Kimin niye orada olması gerektiğini de “sempati” ya da “TV de görünme süresi” veya “ahbap çavuş ilişkisi” hatta “sen benim sırtımı kaşı bende senin!” filan gibi kıstaslar ile değil; “bilimsel” olarak yazının başındaki manşete yazdım..
Basit bir sebebi var; bir soru ile sebebi netleştireyim: Nasıl bir cumhurbaşkanı?
Veya ülkemize uyarlayarak soralım: Erdoğan tipi mi Ahmet Necdet Sezer tipi mi cumhurbaşkanı?
Ben, Sn. Erdoğan tipi bir cumhurbaşkanı kastetmediklerini ümit ediyorum. Erdoğan tipi’nin 100 yıllık tecrübe ve düzeltmeleri yok sayıp bilinmeyen bir sebep ile “Sultan palamuttan kalma” tek kişi yönetim tarzı getirmesinin neticelerinin 10 yıldır yaşıyoruz. Vaziyet her konuda kötüleşti…
Bu var sayımdan hareket ederek; Suali genişleterek soralım;
Eğer Devletin “YÖNETİM ŞEKLİ DEĞİŞECEK” diyor ve önce “şu anda var olmayan”, veya “değişmesi gereken bir T.C. Cumhurbaşkanı” kastediyorsanız; Bu çok ciddi ve epeyce uzun bir tarif gerektirir; Hemen çalışmaya başlamanız gerekiyor... Üstelik sadece CHP içinde de kalmamalısınız. Müthiş bir “YANLIŞTAN GERİ DÖNÜŞ” yaşayacağız...
Yok; bugünkü Cumhurbaşkanı Sn. Erdoğan’ı kast ediyorsanız; ben dahil bir çok kimse size katılmaz!. Nesi var Erdoğan’ın? Yakışıklı, boylu poslu adam?

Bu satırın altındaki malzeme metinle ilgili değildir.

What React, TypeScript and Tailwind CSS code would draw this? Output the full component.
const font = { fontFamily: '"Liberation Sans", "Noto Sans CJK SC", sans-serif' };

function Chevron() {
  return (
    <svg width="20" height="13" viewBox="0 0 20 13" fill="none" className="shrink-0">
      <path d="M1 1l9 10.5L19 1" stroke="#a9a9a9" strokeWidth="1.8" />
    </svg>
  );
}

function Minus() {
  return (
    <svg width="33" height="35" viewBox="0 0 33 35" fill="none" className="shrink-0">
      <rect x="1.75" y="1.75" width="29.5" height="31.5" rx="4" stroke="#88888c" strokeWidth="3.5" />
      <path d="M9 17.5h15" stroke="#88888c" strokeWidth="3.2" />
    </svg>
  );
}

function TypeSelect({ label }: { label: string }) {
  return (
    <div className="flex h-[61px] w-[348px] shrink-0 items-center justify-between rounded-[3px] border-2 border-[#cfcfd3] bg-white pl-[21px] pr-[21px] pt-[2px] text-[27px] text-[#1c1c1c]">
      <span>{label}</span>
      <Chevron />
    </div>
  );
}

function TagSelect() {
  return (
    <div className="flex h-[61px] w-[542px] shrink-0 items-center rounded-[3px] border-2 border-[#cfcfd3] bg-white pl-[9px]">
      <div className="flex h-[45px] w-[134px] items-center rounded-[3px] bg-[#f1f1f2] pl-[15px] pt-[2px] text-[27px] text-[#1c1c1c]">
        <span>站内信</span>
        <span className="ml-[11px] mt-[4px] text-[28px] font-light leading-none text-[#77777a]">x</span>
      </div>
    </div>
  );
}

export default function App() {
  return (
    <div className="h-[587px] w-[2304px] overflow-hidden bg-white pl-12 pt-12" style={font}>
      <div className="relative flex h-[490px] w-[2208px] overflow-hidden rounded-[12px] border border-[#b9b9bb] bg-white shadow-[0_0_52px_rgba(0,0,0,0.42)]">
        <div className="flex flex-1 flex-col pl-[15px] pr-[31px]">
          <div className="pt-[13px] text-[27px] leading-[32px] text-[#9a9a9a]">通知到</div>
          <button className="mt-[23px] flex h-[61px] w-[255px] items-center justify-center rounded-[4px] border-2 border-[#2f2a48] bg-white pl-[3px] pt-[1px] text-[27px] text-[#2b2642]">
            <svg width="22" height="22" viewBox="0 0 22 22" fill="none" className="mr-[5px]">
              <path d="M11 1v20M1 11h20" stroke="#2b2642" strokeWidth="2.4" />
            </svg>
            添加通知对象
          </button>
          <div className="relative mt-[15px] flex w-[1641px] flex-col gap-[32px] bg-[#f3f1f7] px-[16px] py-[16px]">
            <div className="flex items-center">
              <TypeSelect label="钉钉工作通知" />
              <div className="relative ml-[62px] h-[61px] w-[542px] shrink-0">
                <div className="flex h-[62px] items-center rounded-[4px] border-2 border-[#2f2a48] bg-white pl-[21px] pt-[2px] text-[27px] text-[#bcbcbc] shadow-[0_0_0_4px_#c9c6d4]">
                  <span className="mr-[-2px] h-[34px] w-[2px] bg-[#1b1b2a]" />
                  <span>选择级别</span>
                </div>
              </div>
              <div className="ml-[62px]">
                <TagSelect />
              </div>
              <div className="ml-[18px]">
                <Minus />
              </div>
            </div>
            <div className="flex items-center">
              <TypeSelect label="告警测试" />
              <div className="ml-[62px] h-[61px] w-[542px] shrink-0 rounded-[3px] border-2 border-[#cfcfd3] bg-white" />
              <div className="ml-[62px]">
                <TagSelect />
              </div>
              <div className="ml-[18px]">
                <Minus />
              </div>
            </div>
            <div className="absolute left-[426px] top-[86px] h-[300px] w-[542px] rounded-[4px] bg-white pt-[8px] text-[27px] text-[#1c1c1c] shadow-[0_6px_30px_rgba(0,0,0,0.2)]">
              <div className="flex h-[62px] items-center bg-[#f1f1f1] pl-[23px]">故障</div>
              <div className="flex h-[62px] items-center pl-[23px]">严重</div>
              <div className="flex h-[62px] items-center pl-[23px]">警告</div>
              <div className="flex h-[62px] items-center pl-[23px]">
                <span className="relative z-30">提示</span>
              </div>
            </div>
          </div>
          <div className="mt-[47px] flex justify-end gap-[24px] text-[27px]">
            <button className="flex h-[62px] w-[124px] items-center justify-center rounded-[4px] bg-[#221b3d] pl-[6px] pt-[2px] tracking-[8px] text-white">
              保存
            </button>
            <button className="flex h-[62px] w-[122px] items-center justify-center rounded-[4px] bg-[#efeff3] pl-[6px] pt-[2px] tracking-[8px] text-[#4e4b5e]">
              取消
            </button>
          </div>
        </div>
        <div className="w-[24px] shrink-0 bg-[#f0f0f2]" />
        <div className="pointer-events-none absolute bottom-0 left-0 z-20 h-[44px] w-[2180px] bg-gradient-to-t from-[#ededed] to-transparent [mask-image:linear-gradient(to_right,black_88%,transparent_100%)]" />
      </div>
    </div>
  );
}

“Şahsının” değil, “yaptığı işlerin yanlış olduğunu;” bu yanlışlığını birkaç defa “kendisinin de itiraf ettiğini” kast ediyorsanız; size katılıyorum, tüm AKP’li yöneticiler için de ayni şeyi düşündüğümü söyleyebilirim. Kimisi siyaseten, kimisi iş bilmezlikten, hatta kimi “kanunsuz olduğu ispat edilememek ile birlikte” maddi konularda yanlış şeyler yapıyorlar. Ancak, 21 yüzyılda 85 milyonluk ülkeyi tek başınıza yönetmeye kalkarsanız, yanlış yaparsınız. Bu vasıfta bir kişi dünyada yok; gelmedi, gelmez...

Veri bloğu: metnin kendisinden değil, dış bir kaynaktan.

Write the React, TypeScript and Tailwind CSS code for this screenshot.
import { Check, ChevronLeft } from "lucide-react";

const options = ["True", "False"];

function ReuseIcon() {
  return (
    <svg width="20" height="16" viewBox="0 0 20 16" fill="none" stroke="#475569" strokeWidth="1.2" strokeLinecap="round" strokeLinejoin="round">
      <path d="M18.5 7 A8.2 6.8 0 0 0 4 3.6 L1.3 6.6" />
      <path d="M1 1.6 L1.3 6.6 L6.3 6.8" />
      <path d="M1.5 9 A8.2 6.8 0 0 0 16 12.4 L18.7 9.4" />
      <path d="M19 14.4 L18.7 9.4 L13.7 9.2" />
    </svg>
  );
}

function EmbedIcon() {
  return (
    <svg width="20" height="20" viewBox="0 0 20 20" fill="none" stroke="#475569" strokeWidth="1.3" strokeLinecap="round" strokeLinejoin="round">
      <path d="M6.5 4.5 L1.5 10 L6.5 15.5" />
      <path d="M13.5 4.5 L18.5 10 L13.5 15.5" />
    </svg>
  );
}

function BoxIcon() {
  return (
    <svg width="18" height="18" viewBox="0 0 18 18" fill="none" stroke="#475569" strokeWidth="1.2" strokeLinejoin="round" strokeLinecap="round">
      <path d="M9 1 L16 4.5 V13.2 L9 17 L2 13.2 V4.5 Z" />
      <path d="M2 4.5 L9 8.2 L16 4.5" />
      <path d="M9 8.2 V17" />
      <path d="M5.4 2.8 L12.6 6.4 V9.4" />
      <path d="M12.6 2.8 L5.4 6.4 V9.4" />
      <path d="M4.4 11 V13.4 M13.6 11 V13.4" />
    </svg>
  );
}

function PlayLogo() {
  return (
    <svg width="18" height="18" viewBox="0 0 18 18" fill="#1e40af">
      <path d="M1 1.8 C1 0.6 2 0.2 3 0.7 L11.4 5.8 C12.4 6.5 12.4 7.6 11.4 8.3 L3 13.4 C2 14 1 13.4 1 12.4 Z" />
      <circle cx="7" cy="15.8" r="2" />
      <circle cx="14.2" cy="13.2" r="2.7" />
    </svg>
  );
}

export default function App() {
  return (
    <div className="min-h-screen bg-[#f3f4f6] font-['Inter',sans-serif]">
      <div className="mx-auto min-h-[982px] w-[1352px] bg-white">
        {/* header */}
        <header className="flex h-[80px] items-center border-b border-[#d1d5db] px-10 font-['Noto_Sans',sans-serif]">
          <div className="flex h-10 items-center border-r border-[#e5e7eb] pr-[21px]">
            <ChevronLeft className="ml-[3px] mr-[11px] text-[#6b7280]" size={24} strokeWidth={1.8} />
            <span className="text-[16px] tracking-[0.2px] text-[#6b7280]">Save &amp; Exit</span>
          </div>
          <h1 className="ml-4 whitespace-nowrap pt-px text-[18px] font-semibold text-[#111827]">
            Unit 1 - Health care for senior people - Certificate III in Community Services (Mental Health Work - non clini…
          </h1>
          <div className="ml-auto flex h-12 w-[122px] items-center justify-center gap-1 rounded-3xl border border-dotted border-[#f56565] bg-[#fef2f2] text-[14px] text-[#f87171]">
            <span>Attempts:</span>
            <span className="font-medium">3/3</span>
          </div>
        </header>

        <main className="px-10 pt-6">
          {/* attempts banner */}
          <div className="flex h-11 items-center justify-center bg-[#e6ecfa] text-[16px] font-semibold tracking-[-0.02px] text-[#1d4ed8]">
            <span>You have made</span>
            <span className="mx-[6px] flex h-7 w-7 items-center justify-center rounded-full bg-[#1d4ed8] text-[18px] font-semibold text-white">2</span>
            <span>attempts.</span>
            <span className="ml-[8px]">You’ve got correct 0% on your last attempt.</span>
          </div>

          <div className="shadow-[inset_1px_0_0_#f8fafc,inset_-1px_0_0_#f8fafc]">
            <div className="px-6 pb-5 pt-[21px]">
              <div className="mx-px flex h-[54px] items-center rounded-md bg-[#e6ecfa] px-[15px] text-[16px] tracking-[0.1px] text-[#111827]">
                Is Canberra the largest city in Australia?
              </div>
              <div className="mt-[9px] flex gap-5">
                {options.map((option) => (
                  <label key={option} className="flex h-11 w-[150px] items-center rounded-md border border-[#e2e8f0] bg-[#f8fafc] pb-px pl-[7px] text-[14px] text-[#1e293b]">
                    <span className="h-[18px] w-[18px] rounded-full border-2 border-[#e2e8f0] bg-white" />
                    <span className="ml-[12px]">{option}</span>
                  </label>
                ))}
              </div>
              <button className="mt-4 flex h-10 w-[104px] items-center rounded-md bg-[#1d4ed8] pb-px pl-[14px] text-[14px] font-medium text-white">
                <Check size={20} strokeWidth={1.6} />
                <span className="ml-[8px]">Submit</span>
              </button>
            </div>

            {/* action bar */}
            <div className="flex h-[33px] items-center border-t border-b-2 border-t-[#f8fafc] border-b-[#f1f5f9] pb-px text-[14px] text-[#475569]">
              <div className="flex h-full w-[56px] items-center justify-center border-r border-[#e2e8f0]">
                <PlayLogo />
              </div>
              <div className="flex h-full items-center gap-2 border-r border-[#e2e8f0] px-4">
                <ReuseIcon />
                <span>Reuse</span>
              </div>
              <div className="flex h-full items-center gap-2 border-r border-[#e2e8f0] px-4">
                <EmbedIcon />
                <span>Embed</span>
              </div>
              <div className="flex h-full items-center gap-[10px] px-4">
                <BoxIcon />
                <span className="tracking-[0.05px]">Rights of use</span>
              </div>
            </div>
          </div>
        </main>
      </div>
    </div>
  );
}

Mesela Ülkenin Sanayi Bakanı, YERLİ ELEKTİRİKLİ OTOMOBİL konusunda ülkenin 50 yılda gelebildiği bir müspet noktayı, elinin tersi ile iterek, “İŞTE SİZE YERLİ OTO” deyip, GM’in kaç yıl evvel üretimini durduğu SAAB 9.3 otomobilini bizim paramızdan 34 Milyon Avro ödeyerek çöpten çıkarttı, allı pullu boyattı ve getirdi. Şimdi kim bilir kimin deposunda çürüyor
Bu arkadaşa bu yetkiyi kim verdi?
Turizm Bakanı, üstelik hem otel patronu hem turizm acentesi sahibi; ancak bir Otelde alınması gereken yangın önlemlerini veya bunların hayati derecede önemli olabileceğini; bilmiyor ya da Bakanlık (Devlet) yönetiminde “olmazsa olmaz,” kuralları bilmiyor. Ya da her ikisi birden.
Artık her şeye bakan karar verir diye kim kararname çıkarttı?
Öte yandan; asıl konumuz seçim… O zaman bu problemleri getiren bu “sistemi” ya da “şahsı” kim seçti? T.C. vatandaşları değil mi?
Peki doğru seçim yapacağını düşündüğünüz CHP üyeleri nereli? Belçikalı mı? Siz yönetim kurulu başkanı olsanız fabrikanızın başına genel müdür seçerken, hissedarlara veya işçilere ya da eşe dosta mı sorarsınız?
Yönetim hem bilim hem sanattır. Devlet yönetimi ile fabrika/şirket kuramsal olarak aynıdır. Yegane fark, devlet yönetimi; tüm vatandaşların mutluluğunu önceler, şirket ise sadece hisse sahiplerinin (parasal) mutluluğunu önceler.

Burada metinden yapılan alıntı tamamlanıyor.